(Information provided):
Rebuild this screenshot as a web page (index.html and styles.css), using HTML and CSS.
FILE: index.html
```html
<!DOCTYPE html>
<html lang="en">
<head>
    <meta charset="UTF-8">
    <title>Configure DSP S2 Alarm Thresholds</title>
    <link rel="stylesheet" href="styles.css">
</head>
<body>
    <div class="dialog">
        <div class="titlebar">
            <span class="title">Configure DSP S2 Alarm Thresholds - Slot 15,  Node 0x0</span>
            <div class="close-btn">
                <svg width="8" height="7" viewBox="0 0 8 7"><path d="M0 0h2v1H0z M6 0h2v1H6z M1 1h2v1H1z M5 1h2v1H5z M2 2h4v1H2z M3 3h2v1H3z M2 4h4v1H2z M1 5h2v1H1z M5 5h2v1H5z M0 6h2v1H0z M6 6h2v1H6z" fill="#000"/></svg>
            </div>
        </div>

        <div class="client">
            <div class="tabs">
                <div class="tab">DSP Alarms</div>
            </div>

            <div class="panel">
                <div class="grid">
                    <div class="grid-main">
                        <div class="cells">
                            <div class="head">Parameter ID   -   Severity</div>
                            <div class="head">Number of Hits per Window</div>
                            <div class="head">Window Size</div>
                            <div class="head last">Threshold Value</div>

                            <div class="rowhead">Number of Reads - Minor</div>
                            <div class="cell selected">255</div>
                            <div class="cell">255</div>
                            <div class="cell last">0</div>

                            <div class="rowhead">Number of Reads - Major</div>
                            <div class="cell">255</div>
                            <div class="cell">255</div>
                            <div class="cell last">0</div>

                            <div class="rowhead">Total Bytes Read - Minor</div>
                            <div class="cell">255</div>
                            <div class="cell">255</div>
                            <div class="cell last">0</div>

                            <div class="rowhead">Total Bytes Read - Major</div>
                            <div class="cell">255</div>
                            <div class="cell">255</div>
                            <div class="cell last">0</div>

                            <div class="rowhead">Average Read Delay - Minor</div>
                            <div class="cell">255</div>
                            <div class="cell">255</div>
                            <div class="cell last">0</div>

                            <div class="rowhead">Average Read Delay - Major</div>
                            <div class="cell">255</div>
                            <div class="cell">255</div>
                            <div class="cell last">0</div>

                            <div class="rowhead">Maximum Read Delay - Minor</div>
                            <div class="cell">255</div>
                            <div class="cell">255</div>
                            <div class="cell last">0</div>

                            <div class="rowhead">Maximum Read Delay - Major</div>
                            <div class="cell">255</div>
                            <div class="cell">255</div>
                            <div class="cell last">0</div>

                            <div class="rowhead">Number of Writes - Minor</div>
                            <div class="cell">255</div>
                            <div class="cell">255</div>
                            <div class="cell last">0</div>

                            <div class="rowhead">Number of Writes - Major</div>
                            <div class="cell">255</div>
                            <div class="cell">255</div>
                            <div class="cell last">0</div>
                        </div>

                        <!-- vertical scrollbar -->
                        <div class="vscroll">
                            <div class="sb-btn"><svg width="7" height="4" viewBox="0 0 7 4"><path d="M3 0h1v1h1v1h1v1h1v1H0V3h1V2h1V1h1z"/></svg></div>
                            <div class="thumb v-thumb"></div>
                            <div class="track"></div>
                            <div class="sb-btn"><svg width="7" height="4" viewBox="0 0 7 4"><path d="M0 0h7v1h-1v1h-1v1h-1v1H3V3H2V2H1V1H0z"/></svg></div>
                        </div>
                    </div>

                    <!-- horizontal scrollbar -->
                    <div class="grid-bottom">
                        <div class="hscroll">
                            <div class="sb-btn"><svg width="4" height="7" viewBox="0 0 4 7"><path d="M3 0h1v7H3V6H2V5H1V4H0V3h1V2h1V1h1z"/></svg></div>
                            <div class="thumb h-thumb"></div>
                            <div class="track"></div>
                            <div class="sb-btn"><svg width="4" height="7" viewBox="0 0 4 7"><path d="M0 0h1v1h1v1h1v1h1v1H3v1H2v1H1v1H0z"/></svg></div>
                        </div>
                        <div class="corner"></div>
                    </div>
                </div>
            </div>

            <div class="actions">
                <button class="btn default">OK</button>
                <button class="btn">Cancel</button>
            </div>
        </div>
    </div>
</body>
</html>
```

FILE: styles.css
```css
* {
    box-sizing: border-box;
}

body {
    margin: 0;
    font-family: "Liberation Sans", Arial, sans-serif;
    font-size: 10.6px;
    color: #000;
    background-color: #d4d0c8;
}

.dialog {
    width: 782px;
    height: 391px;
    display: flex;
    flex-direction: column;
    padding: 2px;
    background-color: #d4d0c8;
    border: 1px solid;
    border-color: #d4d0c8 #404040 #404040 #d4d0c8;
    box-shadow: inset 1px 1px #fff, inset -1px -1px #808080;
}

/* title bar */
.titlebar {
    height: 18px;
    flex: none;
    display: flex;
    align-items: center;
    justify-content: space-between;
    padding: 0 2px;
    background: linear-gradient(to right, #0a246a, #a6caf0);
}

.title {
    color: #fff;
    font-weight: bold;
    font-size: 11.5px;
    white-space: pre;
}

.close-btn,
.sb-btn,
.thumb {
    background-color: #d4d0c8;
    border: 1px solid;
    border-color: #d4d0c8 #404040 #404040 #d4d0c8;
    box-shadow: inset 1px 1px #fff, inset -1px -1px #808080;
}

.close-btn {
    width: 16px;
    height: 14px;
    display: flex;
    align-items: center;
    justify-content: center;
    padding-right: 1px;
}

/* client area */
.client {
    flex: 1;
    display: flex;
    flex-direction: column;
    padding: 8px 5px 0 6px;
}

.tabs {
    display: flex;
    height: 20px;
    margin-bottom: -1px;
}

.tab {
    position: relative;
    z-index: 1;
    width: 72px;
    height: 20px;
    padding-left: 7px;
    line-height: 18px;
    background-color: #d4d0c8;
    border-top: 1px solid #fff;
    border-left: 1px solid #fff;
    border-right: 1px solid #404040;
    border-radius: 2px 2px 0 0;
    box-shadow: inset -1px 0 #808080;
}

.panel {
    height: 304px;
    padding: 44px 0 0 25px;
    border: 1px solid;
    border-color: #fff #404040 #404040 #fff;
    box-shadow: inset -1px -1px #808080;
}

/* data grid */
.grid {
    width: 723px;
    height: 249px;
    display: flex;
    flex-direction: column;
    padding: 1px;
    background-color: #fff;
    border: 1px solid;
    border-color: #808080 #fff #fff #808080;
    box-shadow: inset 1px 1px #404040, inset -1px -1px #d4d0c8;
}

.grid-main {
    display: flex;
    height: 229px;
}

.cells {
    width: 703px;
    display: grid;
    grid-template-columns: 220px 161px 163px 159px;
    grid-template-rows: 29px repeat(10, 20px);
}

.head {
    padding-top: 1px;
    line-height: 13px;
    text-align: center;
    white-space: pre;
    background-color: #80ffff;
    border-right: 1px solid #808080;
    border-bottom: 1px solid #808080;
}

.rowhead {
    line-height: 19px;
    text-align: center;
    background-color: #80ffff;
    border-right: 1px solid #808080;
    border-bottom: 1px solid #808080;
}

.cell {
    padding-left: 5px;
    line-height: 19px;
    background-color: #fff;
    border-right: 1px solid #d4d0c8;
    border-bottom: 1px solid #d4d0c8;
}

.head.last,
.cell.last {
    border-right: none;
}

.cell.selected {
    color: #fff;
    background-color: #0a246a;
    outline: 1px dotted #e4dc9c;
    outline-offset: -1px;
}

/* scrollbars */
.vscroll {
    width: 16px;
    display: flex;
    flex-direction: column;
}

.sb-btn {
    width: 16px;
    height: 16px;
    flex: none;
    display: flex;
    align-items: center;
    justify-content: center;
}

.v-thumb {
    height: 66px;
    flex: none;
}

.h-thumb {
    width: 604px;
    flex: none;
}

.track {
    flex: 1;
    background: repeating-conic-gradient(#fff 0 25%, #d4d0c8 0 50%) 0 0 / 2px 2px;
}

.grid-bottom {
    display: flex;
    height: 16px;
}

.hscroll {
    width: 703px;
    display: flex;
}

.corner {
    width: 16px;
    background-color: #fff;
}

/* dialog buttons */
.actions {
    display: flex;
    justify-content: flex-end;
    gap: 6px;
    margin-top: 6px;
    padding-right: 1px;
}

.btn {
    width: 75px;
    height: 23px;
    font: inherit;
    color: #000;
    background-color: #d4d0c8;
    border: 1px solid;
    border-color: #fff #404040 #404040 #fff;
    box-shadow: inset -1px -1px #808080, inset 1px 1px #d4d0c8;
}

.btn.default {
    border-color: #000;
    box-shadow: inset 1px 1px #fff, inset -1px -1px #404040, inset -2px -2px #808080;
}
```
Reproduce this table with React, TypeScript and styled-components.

(Objective): Each line that contains the word "styles" counts toward the total; give only that total.

(Response): 3